When they moved and had to sell the house one of the things their realtor had told them was that the solar system had to come down. Apparently people looking to buy houses are not as interested in one if it has an eclectic collection of glass and string hanging in the window. It had too much character, was too eccentric, not really normal. Life in Michelle’s house wasn’t typical. Like so many things that God puts His hand into, it was something splendid, but certainly not marketable, and definitely not for everyone.

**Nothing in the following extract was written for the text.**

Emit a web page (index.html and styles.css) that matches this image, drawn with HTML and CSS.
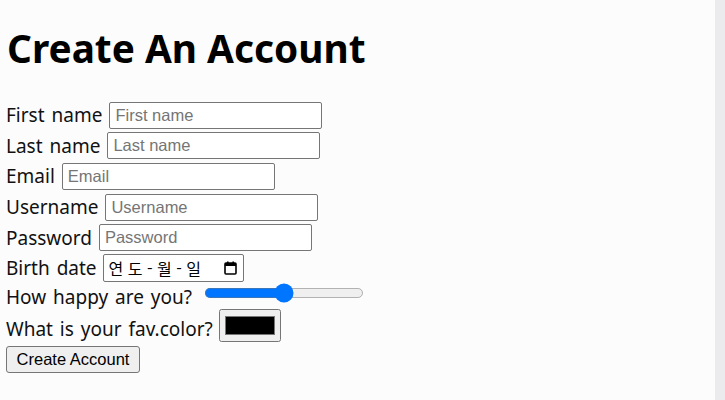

It takes a certain amount of insanity to be a person of faith to start with. While faith is the most logical reaction to a supernatural experience, I suspect many people are very afraid of God fearing either he is real or he is not, and deeply uncomfortable with either option. So for safety they pull the curtains shut and lock the shutters least the tiniest bit of unexpected supernatural joy slip in. I fear that many more simply feel it is best not to think about it all too much and turn on the TV and close the curtain to prevent glare on the screen. To be alive in faith is to fling the windows full open and let the sun come in and maybe even be like Pollyanna and string a few prisms across the window just for the added rainbows.
So many of my daily tasks center around the kitchen sink, all the cooking and cleaning that can become such drudgery if it is not done with a well motivated heart is often centered around the sink. Making this area lovely, having it reflect our faith to help bring our reflections back to God is a very sensible step in helping stay focused on not just doing the daily, needed tasks of living but living our vocation through those daily tasks. And that is the genius of the kitchen-window as an altar.